Гримаса спадает, Лабберт резко уносится в прошлое, начиная перебирать в памяти тридцатые годы.
– Нашел сведения, связанные с тобой, в деле другого человека. В связи с этим хочу спросить: знаешь ли ты некоего господина по имени Клосс?
Члены тайного Клуба ни при каких обстоятельствах не имеют права раскрывать ни себя, ни кого-либо из участников.
– Не твое дело, – резким тоном отвечает Лабберт.
– Вот и Адольф так же сказал, когда я пришел к нему с беспокойством по поводу странного прошлого его рейхскомиссара. «Не твоё это дело, мой дорогой Мартин», – сказал он и велел эту тему больше не поднимать.
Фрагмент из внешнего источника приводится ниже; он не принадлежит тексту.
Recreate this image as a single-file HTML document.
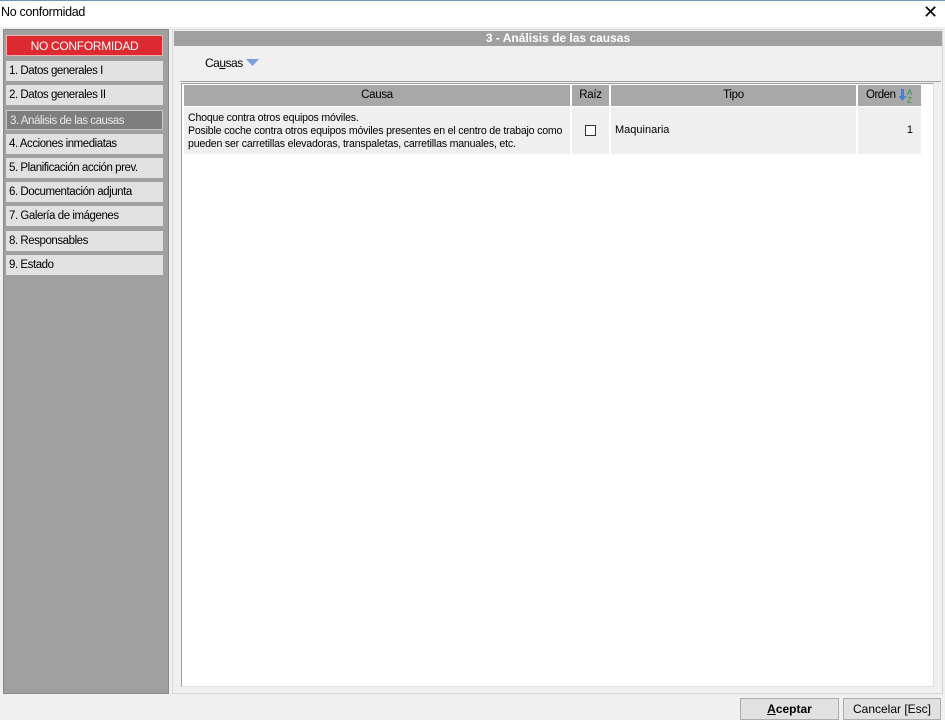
<!DOCTYPE html>
<html><head><meta charset="utf-8"><style>
*{margin:0;padding:0;box-sizing:border-box}
body{width:945px;height:720px;background:#f0f0f0;font-family:"Liberation Sans",sans-serif;font-size:12px;color:#000;position:relative;overflow:hidden}
.a{position:absolute;white-space:nowrap}
.title{left:0;top:0;width:945px;height:27px;background:#fff}
.item{position:absolute;left:6px;width:157px;height:20px;background:#e1e1e1;line-height:20px;padding-left:3px;font-size:11.5px;letter-spacing:-0.45px;white-space:nowrap}
.th{position:absolute;top:85px;height:21px;background:#a8a8a8;line-height:21px;text-align:center;font-size:11.5px;letter-spacing:-0.3px}
.td{position:absolute;top:107px;height:47px;background:#efefef;font-size:11px;white-space:nowrap}
.btn{position:absolute;top:698px;height:22px;border:1px solid #adadad;background:#e1e1e1;text-align:center;line-height:20px;font-size:12px}
</style></head><body>
<div class="a title"></div>
<div class="a" style="left:0;top:0;width:945px;height:1px;background:#6f95c4"></div>
<div class="a" style="left:1px;top:5px;font-size:12.5px;letter-spacing:-0.3px">No conformidad</div>
<div class="a" style="left:923px;top:2px;font-size:18px">✕</div>

<div class="a" style="left:3px;top:29px;width:166px;height:665px;background:#a0a0a0;border:1px solid #8a8a8a"></div>
<div class="a" style="left:6px;top:35px;width:157px;height:21px;background:#dc2a30;color:#fff;text-align:center;line-height:21px;font-size:12px;letter-spacing:-0.3px;border:1px solid #f4b0b0">NO CONFORMIDAD</div>
<div class="item" style="top:61px">1. Datos generales I</div>
<div class="item" style="top:85px">2. Datos generales II</div>
<div class="item" style="top:110px;background:#7e7e7e;color:#e8e8e8;border:1px solid #c8c8c8">3. Análisis de las causas</div>
<div class="item" style="top:134px">4. Acciones inmediatas</div>
<div class="item" style="top:158px">5. Planificación acción prev.</div>
<div class="item" style="top:182px">6. Documentación adjunta</div>
<div class="item" style="top:206px">7. Galería de imágenes</div>
<div class="item" style="top:231px">8. Responsables</div>
<div class="item" style="top:255px">9. Estado</div>

<div class="a" style="left:172px;top:29px;width:771px;height:665px;border:1px solid #d8d8d8;background:#f0f0f0"></div>
<div class="a" style="left:174px;top:31px;width:768px;height:15px;background:#a0a0a0;color:#fff;font-weight:bold;text-align:center;line-height:15px;font-size:12px">3 - Análisis de las causas</div>
<div class="a" style="left:205px;top:56px;font-size:12px;letter-spacing:-0.5px">Ca<u>u</u>sas</div>
<svg class="a" style="left:246px;top:59px" width="13" height="8"><path d="M0 0H13L6.5 7Z" fill="#7d9ee0"/></svg>
<div class="a" style="left:180px;top:81px;width:761px;height:1px;background:#a0a0a0"></div>
<div class="a" style="left:181px;top:83px;width:753px;height:604px;background:#fff;border:1px solid #a0a0a0;border-right-color:#e0e0e0;border-bottom-color:#e0e0e0"></div>

<div class="th" style="left:184px;width:386px">Causa</div>
<div class="th" style="left:572px;width:37px">Raíz</div>
<div class="th" style="left:611px;width:245px">Tipo</div>
<div class="th" style="left:858px;width:63px;text-align:left;padding-left:8px;letter-spacing:-0.5px">Orden<svg style="position:absolute;left:40px;top:2px" width="16" height="17"><path d="M3 2V9H0.5L4.5 14L8.5 9H6V2Z" fill="#4a7fd6"/><text x="9" y="8" font-size="8" fill="#2a9a3a" font-family="Liberation Sans">A</text><text x="9" y="16" font-size="8" fill="#2a9a3a" font-family="Liberation Sans">Z</text></svg></div>

<div class="td" style="left:184px;width:386px;padding:5px 0 0 4px;line-height:13px;font-size:10.6px;letter-spacing:-0.2px">Choque contra otros equipos móviles.<br>Posible coche contra otros equipos móviles presentes en el centro de trabajo como<br>pueden ser carretillas elevadoras, transpaletas, carretillas manuales, etc.</div>
<div class="td" style="left:572px;width:37px"><div style="position:absolute;left:13px;top:18px;width:11px;height:11px;border:1px solid #333;background:#fff"></div></div>
<div class="td" style="left:611px;width:245px;padding:17px 0 0 4px">Maquinaria</div>
<div class="td" style="left:858px;width:63px;text-align:right;padding:17px 8px 0 0">1</div>

<div class="btn" style="left:740px;width:99px;font-weight:bold"><u>A</u>ceptar</div>
<div class="btn" style="left:843px;width:98px">Cancelar [Esc]</div>
</body></html>
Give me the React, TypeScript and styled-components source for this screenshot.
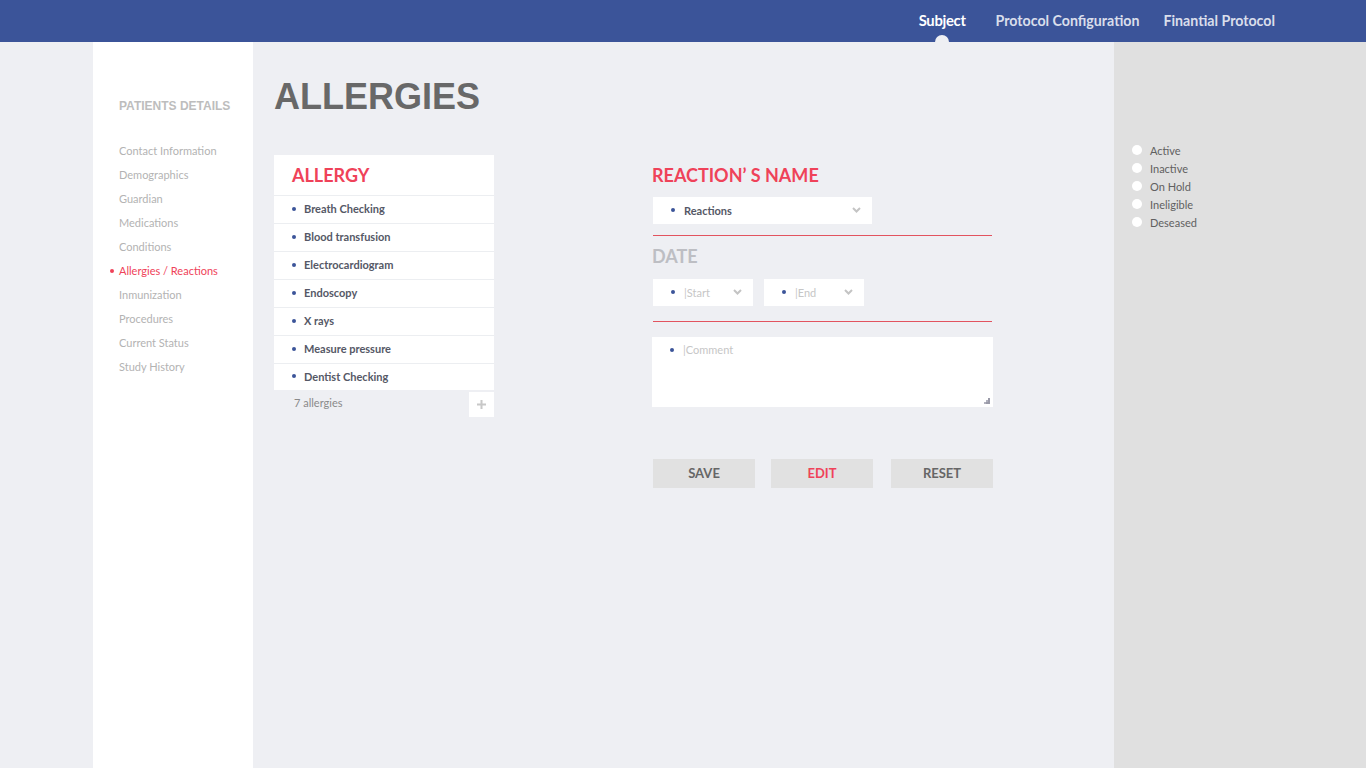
import React from "react";
import styled, { createGlobalStyle } from "styled-components";

const RED = "#ef4259";
const BLUE = "#3b5499";

const Global = createGlobalStyle`
  html, body { margin: 0; padding: 0; background: #eeeff3; }
  body { font-family: Lato, "Open Sans", sans-serif; }
  * { box-sizing: border-box; }
`;

const Header = styled.header`
  height: 42px;
  background: ${BLUE};
  display: flex;
  justify-content: flex-end;
  align-items: center;
  padding-right: 91px;
`;

const NavItem = styled.div<{ $active?: boolean }>`
  position: relative;
  font-family: Lato, sans-serif;
  font-weight: 700;
  font-size: ${(p) => (p.$active ? "14.8px" : "14.2px")};
  color: ${(p) => (p.$active ? "#ffffff" : "#d9deeb")};
  margin-left: 24px;
  height: 42px;
  line-height: 41px;
  letter-spacing: ${(p) => (p.$active ? "-0.3px" : "0")};
  &:first-child { margin-right: 6px; }
`;

const ActiveDot = styled.span`
  position: absolute;
  left: 50%;
  bottom: 0;
  width: 14px;
  height: 7px;
  margin-left: -7px;
  background: #eeeff3;
  border-radius: 7px 7px 0 0;
`;

const Body = styled.div`
  display: flex;
  min-height: 726px;
`;

const LeftGutter = styled.div`
  width: 93px;
  flex: none;
`;

const Sidebar = styled.aside`
  width: 160px;
  flex: none;
  background: #fff;
  padding: 57px 0 0 26px;
`;

const SideTitle = styled.div`
  font-family: "Liberation Sans", Arial, sans-serif;
  font-weight: 700;
  font-size: 12px;
  color: #bdbdbd;
  line-height: 15px;
  margin-bottom: 25px;
`;

const SideItem = styled.div<{ $active?: boolean }>`
  position: relative;
  font-size: 11px;
  line-height: 24px;
  color: ${(p) => (p.$active ? RED : "#b3b3b3")};
  ${(p) =>
    p.$active &&
    `&::before {
      content: "";
      position: absolute;
      left: -9px;
      top: 10px;
      width: 4px;
      height: 4px;
      border-radius: 50%;
      background: ${RED};
    }`}
`;

const Main = styled.main`
  flex: 1;
  padding: 32px 0 0 21px;
`;

const Title = styled.h1`
  margin: 0;
  font-family: "Liberation Sans", Arial, sans-serif;
  font-weight: 700;
  font-size: 36px;
  line-height: 46px;
  color: #686868;
`;

const Columns = styled.div`
  display: flex;
  margin-top: 35px;
`;

const AllergyCol = styled.div`
  width: 220px;
  flex: none;
`;

const Card = styled.div`
  background: #fff;
`;

const CardHead = styled.div`
  height: 41px;
  padding: 0 18px;
  display: flex;
  align-items: center;
  font-weight: 700;
  font-size: 18px;
  color: ${RED};
  border-bottom: 1px solid #eceef1;
`;

const Row = styled.div<{ $last?: boolean }>`
  height: ${(p) => (p.$last ? "26px" : "28px")};
  display: flex;
  align-items: center;
  padding: 0 0 2px 18px;
  font-size: 11px;
  font-weight: 700;
  color: #555866;
  border-bottom: ${(p) => (p.$last ? "none" : "1px solid #eceef1")};
`;

const Bullet = styled.span<{ $gap?: number }>`
  width: 4px;
  height: 4px;
  border-radius: 50%;
  background: ${BLUE};
  flex: none;
  margin-right: ${(p) => p.$gap ?? 8}px;
`;

const CardFoot = styled.div`
  display: flex;
  justify-content: space-between;
  align-items: flex-start;
  padding-left: 20px;
  height: 28px;
`;

const FootText = styled.span`
  font-size: 11px;
  color: #8a8a8a;
  line-height: 26px;
`;

const PlusBtn = styled.div`
  width: 25px;
  height: 25px;
  margin-top: 2px;
  background: #fff;
  display: flex;
  align-items: center;
  justify-content: center;
`;

const FormCol = styled.div`
  margin-left: 158px;
  width: 341px;
  padding-top: 9px;
`;

const Label = styled.div<{ $muted?: boolean }>`
  font-weight: 700;
  font-size: 18px;
  line-height: 22px;
  color: ${(p) => (p.$muted ? "#bdbec3" : RED)};
  margin-bottom: ${(p) => (p.$muted ? 12 : 11)}px;
`;

const SelectRow = styled.div`
  display: flex;
  gap: 11px;
  padding-left: 1px;
`;

const Select = styled.div<{ $w: number; $muted?: boolean }>`
  width: ${(p) => p.$w}px;
  height: 27px;
  background: #fff;
  display: flex;
  align-items: center;
  padding: 0 11px 1px 18px;
  font-size: 11px;
  font-weight: ${(p) => (p.$muted ? 400 : 700)};
  color: ${(p) => (p.$muted ? "#c6c6c6" : "#555866")};
`;

const SelectText = styled.span`
  flex: 1;
`;

const Divider = styled.div<{ $top: number; $bottom: number }>`
  height: 1px;
  background: #e2535f;
  margin: ${(p) => p.$top}px 0 ${(p) => p.$bottom}px 1px;
  width: 339px;
`;

const Comment = styled.div`
  position: relative;
  height: 70px;
  width: 341px;
  background: #fff;
  display: flex;
  align-items: flex-start;
  padding: 6px 0 0 18px;
  font-size: 11px;
  color: #c6c6c6;
  line-height: 13px;
`;

const CommentBullet = styled(Bullet)`
  margin-top: 5px;
`;

const Grip = styled.svg`
  position: absolute;
  right: 3px;
  bottom: 3px;
`;

const Buttons = styled.div`
  display: flex;
  gap: 16px;
  margin-top: 52px;
  padding-left: 1px;
`;

const Btn = styled.div<{ $red?: boolean; $w: number; $ml?: number }>`
  width: ${(p) => p.$w}px;
  height: 29px;
  margin-left: ${(p) => p.$ml ?? 0}px;
  background: #e1e1e1;
  display: flex;
  align-items: center;
  justify-content: center;
  padding-bottom: 1px;
  font-weight: 700;
  font-size: 13px;
  color: ${(p) => (p.$red ? RED : "#666")};
`;

const RightPanel = styled.aside`
  width: 252px;
  flex: none;
  background: #e0e0e0;
  padding: 99px 0 0 18px;
`;

const Radio = styled.div`
  display: flex;
  align-items: center;
  height: 18px;
  font-size: 11px;
  color: #606060;
`;

const Circle = styled.span`
  width: 10px;
  height: 10px;
  border-radius: 50%;
  background: #fff;
  margin-right: 8px;
`;

const Chevron = () => (
  <svg width="9" height="6" viewBox="0 0 9 6">
    <path d="M1 1 L4.5 4.5 L8 1" fill="none" stroke="#c4c4c4" strokeWidth="2" />
  </svg>
);

const sideItems = [
  "Contact Information",
  "Demographics",
  "Guardian",
  "Medications",
  "Conditions",
  "Allergies / Reactions",
  "Inmunization",
  "Procedures",
  "Current Status",
  "Study History",
];

const allergies = [
  "Breath Checking",
  "Blood transfusion",
  "Electrocardiogram",
  "Endoscopy",
  "X rays",
  "Measure pressure",
  "Dentist Checking",
];

const statuses = ["Active", "Inactive", "On Hold", "Ineligible", "Deseased"];

export default function App() {
  return (
    <>
      <Global />
      <Header>
        <NavItem $active>
          Subject
          <ActiveDot />
        </NavItem>
        <NavItem>Protocol Configuration</NavItem>
        <NavItem>Finantial Protocol</NavItem>
      </Header>
      <Body>
        <LeftGutter />
        <Sidebar>
          <SideTitle>PATIENTS DETAILS</SideTitle>
          {sideItems.map((s) => (
            <SideItem key={s} $active={s === "Allergies / Reactions"}>
              {s}
            </SideItem>
          ))}
        </Sidebar>
        <Main>
          <Title>ALLERGIES</Title>
          <Columns>
            <AllergyCol>
              <Card>
                <CardHead>ALLERGY</CardHead>
                {allergies.map((a, i) => (
                  <Row key={a} $last={i === allergies.length - 1}>
                    <Bullet />
                    {a}
                  </Row>
                ))}
              </Card>
              <CardFoot>
                <FootText>7 allergies</FootText>
                <PlusBtn>
                  <svg width="9" height="9" viewBox="0 0 9 9">
                    <path d="M4.5 0 V9 M0 4.5 H9" stroke="#c8c8c8" strokeWidth="2" />
                  </svg>
                </PlusBtn>
              </CardFoot>
            </AllergyCol>
            <FormCol>
              <Label>REACTION’ S NAME</Label>
              <SelectRow>
                <Select $w={219}>
                  <Bullet $gap={9} />
                  <SelectText>Reactions</SelectText>
                  <Chevron />
                </Select>
              </SelectRow>
              <Divider $top={11} $bottom={9} />
              <Label $muted>DATE</Label>
              <SelectRow>
                <Select $w={100} $muted>
                  <Bullet $gap={9} />
                  <SelectText>|Start</SelectText>
                  <Chevron />
                </Select>
                <Select $w={100} $muted>
                  <Bullet $gap={9} />
                  <SelectText>|End</SelectText>
                  <Chevron />
                </Select>
              </SelectRow>
              <Divider $top={15} $bottom={15} />
              <Comment>
                <CommentBullet $gap={9} />
                |Comment
                <Grip width="6" height="6" viewBox="0 0 6 6">
                  <rect x="4" y="0" width="2" height="2" fill="#9a9aa8" />
                  <rect x="2" y="2" width="2" height="2" fill="#b0b0bc" />
                  <rect x="4" y="2" width="2" height="2" fill="#9a9aa8" />
                  <rect x="0" y="4" width="2" height="2" fill="#b0b0bc" />
                  <rect x="2" y="4" width="2" height="2" fill="#9a9aa8" />
                  <rect x="4" y="4" width="2" height="2" fill="#9a9aa8" />
                </Grip>
              </Comment>
              <Buttons>
                <Btn $w={102}>SAVE</Btn>
                <Btn $w={102} $red>EDIT</Btn>
                <Btn $w={102} $ml={2}>RESET</Btn>
              </Buttons>
            </FormCol>
          </Columns>
        </Main>
        <RightPanel>
          {statuses.map((s) => (
            <Radio key={s}>
              <Circle />
              {s}
            </Radio>
          ))}
        </RightPanel>
      </Body>
    </>
  );
}
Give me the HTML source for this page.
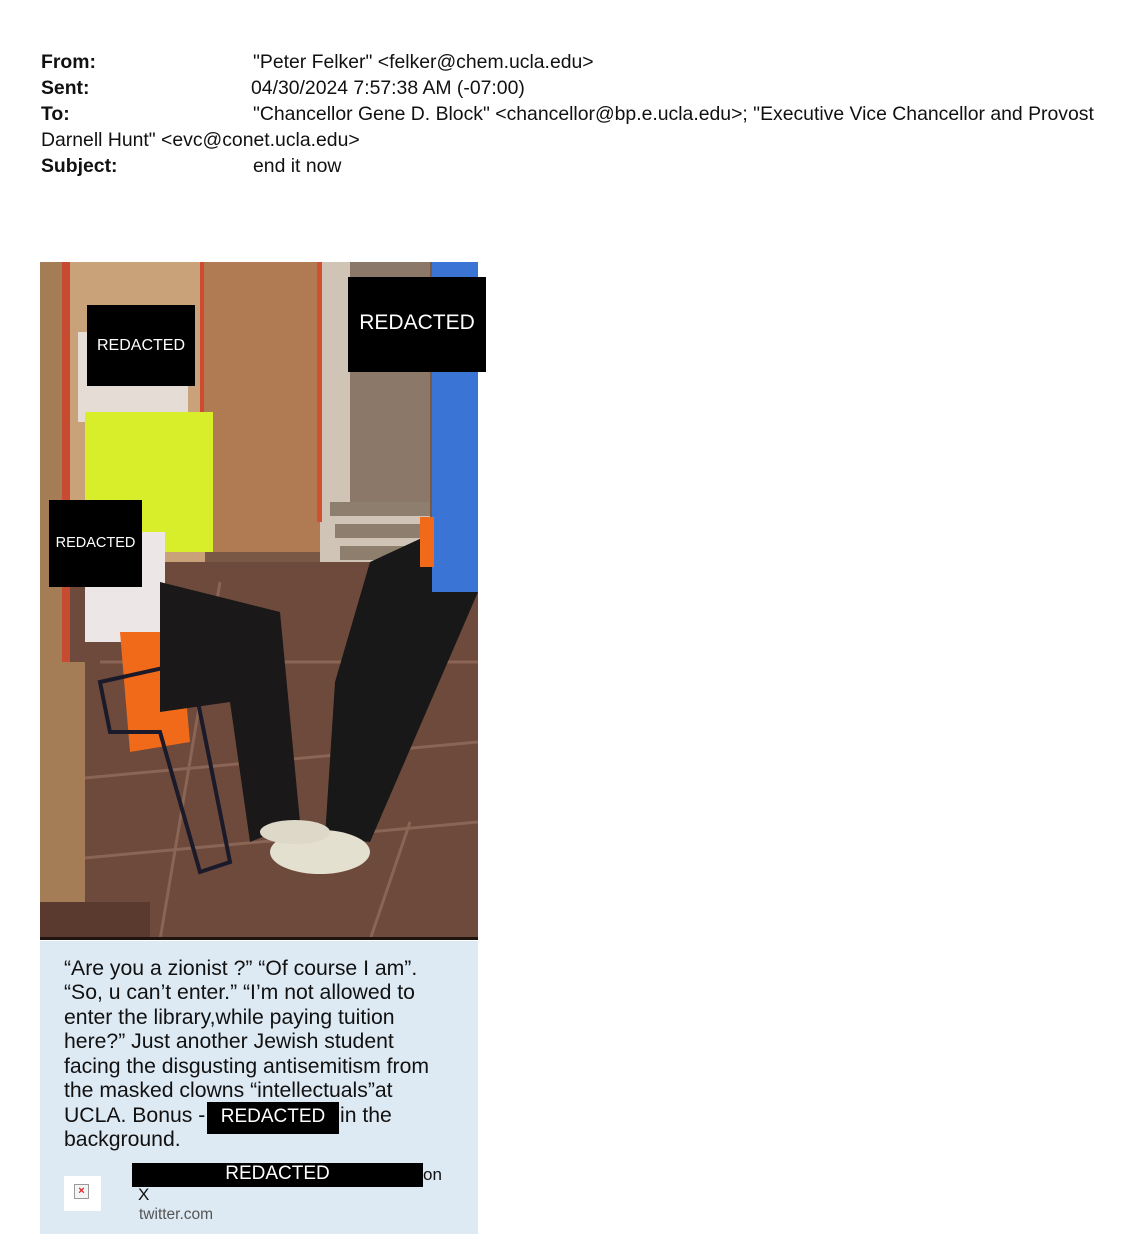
<!DOCTYPE html>
<html><head><meta charset="utf-8">
<style>
html,body{margin:0;padding:0;background:#fff;}
body{width:1132px;height:1258px;position:relative;overflow:hidden;font-family:"Liberation Sans",Arial,sans-serif;}
.h{position:absolute;font-size:19.4px;color:#111;white-space:nowrap;line-height:20px;}
.b{font-weight:bold;}
.c{position:absolute;left:64px;font-size:21.2px;color:#111;white-space:nowrap;line-height:22px;}
.red{position:absolute;background:#000;color:#fff;text-align:center;white-space:nowrap;}
</style></head><body>
<div class="h b" style="left:41px;top:52px">From:</div>
<div class="h" style="left:253px;top:52px">"Peter Felker" &lt;felker@chem.ucla.edu&gt;</div>
<div class="h b" style="left:41px;top:78px">Sent:</div>
<div class="h" style="left:251px;top:78px">04/30/2024 7:57:38 AM (-07:00)</div>
<div class="h b" style="left:41px;top:104px">To:</div>
<div class="h" style="left:253px;top:104px">"Chancellor Gene D. Block" &lt;chancellor@bp.e.ucla.edu&gt;; "Executive Vice Chancellor and Provost</div>
<div class="h" style="left:41px;top:130px">Darnell Hunt" &lt;evc@conet.ucla.edu&gt;</div>
<div class="h b" style="left:41px;top:156px">Subject:</div>
<div class="h" style="left:253px;top:156px">end it now</div>

<svg style="position:absolute;left:40px;top:262px" width="438" height="678" viewBox="0 0 438 678">
<rect width="438" height="678" fill="#7a5846"/>
<rect x="20" y="0" width="145" height="300" fill="#c9a27a"/>
<rect x="160" y="0" width="120" height="290" fill="#b07a52"/>
<rect x="280" y="0" width="110" height="300" fill="#cfc4b6"/>
<rect x="310" y="0" width="80" height="240" fill="#8c7868"/>
<rect x="160" y="0" width="4" height="290" fill="#d04a30"/>
<rect x="277" y="0" width="5" height="260" fill="#d05030"/>
<g fill="#8e7e6e"><rect x="290" y="240" width="100" height="14"/><rect x="295" y="262" width="95" height="14"/><rect x="300" y="284" width="90" height="14"/></g>
<rect x="0" y="300" width="438" height="378" fill="#6e4a3c"/>
<path d="M60 400 L438 400 M0 520 L438 480 M0 600 L438 560 M120 678 L180 320 M330 678 L370 560" stroke="#8a6454" stroke-width="3" fill="none"/>
<rect x="0" y="0" width="22" height="678" fill="#a47c56"/>
<rect x="22" y="0" width="8" height="620" fill="#c84a30"/>
<rect x="0" y="400" width="45" height="278" fill="#a47c56"/>
<rect x="0" y="640" width="110" height="38" fill="#5a3a2e"/>
<rect x="38" y="70" width="110" height="90" fill="#e6dcd6"/>
<rect x="45" y="150" width="128" height="140" fill="#d8ee2a"/>
<rect x="45" y="270" width="80" height="110" fill="#ece6e6"/>
<path d="M80 370 L140 370 L150 480 L90 490 Z" fill="#f06a1a"/>
<path d="M60 420 L150 400 L190 600 L160 610 L120 470 L70 470 Z" fill="none" stroke="#1a1a2a" stroke-width="4"/>
<path d="M120 320 L240 350 L260 560 L210 580 L190 440 L120 450 Z" fill="#1a1818"/>
<path d="M330 300 L438 250 L438 330 L330 580 L285 575 L295 420 Z" fill="#181818"/>
<rect x="392" y="0" width="46" height="330" fill="#3a74d4"/>
<rect x="380" y="255" width="14" height="50" fill="#f06a1a"/>
<ellipse cx="280" cy="590" rx="50" ry="22" fill="#e4e0d0"/>
<ellipse cx="255" cy="570" rx="35" ry="12" fill="#ddd8c8"/>
<rect x="0" y="675" width="438" height="3" fill="#201410"/>
</svg>
<div class="red" style="left:87px;top:305px;width:108px;height:81px;line-height:81px;font-size:16px">REDACTED</div>
<div class="red" style="left:348px;top:277px;width:138px;height:95px;line-height:92px;font-size:21px">REDACTED</div>
<div class="red" style="left:49px;top:500px;width:93px;height:87px;line-height:87px;font-size:14.5px">REDACTED</div>

<div style="position:absolute;left:40px;top:941px;width:438px;height:293px;background:#dde9f3"></div>
<div class="c" style="top:958px">“Are you a zionist ?” “Of course I am”.</div>
<div class="c" style="top:982px">“So, u can’t enter.” “I’m not allowed to</div>
<div class="c" style="top:1007px">enter the library,while paying tuition</div>
<div class="c" style="top:1031px">here?” Just another Jewish student</div>
<div class="c" style="top:1056px">facing the disgusting antisemitism from</div>
<div class="c" style="top:1080px">the masked clowns “intellectuals”at</div>
<div class="c" style="top:1105px">UCLA. Bonus -</div>
<div class="c" style="top:1105px;left:340px">in the</div>
<div class="c" style="top:1129px">background.</div>
<div class="red" style="left:207px;top:1102px;width:132px;height:32px;line-height:30px;font-size:19px">REDACTED</div>
<div class="red" style="left:132px;top:1163px;width:291px;height:24px;line-height:22px;font-size:19px">REDACTED</div>
<div class="c" style="left:423px;top:1164px;font-size:17px">on</div>
<div class="c" style="left:138px;top:1184px;font-size:17px">X</div>
<div class="c" style="left:139px;top:1204px;font-size:15.5px;color:#555">twitter.com</div>
<div style="position:absolute;left:64px;top:1176px;width:37px;height:35px;background:#fff"></div>
<div style="position:absolute;left:74px;top:1184px;width:13px;height:13px;border:1px solid #999;background:#f4f4f4;color:#e02020;font-size:11px;line-height:13px;text-align:center;font-weight:bold">×</div>
</body></html>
– И спустя шесть лет, ты решил нарушить приказ. Зачем тебе это? Просто пойми, у меня действительно есть особые основания не рассказывать о своем прошлом. Всё, что нужно, ты и так хорошо знаешь, а что не нужно – не знает и не узнает никто! – Лабберт каким-то седьмым чувством улавливает вопрос, который только зреет у Бормана. – Нет, я не зарубежный шпион. Можешь даже не думать в этом направлении. Я предан рейху и фюреру, как целый полк СС. Чтобы тебе было легче, скажу одно: в высших кругах германского общества существовало некое сословие, которое, кстати говоря, помогло нашему фюреру в свое время прийти к власти. Оно также помогло и мне. Они в каком-то роде использовали меня как инструмент. До недавнего времени я жил по плану, составленному персонально для меня. Всё, больше я ничего никому не скажу. Не обижайся.
– Не буду я обижаться, – машет рукой Борман. – Я ведь тоже владею секретами, которые лягут в могилу вместе со мной.
Они сталкиваются взглядами, и между ними возникает канал передачи информации. Секундный, непрочный, но Лабберту и Борману вдруг становится ясно, что за действиями последних десяти лет их жизни стоят совершенно другие люди. Они смотрят друг на друга, как бы спрашивая: «а только ли нас двоих?.. Может, еще и фюрера и всех остальных?», но сила контакта ослабевает, и они отводят глаза, пытаясь осмыслить, правда ли они смогли понять друг друга, не открывая ртов.
Между тем, темнеет. На небе появляется чудо Солнечной системы – Юпитер. Затем, почти как на фотобумаге, проявляются звезды. Повсюду в траве начинается шумная жизнь ночных насекомых. В окнах усадеб зажигается свет. Людей в окрестностях мало, но те, которые есть, живут богато и могут позволить собственный генератор.
– А ты не ошибся? – ерзает Борман. Он устал сидеть на земле, встает и начинает расхаживать кругами. – Не хочется мне провести здесь ночь, а утром плестись обратно.
– Не зуди. Сказали, будут – значит, будут. Наши обещаниями не бросаются. А если не прилетят, значит, случилось что-то серьезное. Но вероятность этого низкая.
– А как они нас найдут? Уже почти стемнело, а через десять минут нас не будет видно даже с короткого расстояния.
– На крайний случай у меня в чемодане лежит керосиновая лампа. Если увидим что-то похожее на летательный объект, сразу зажжём.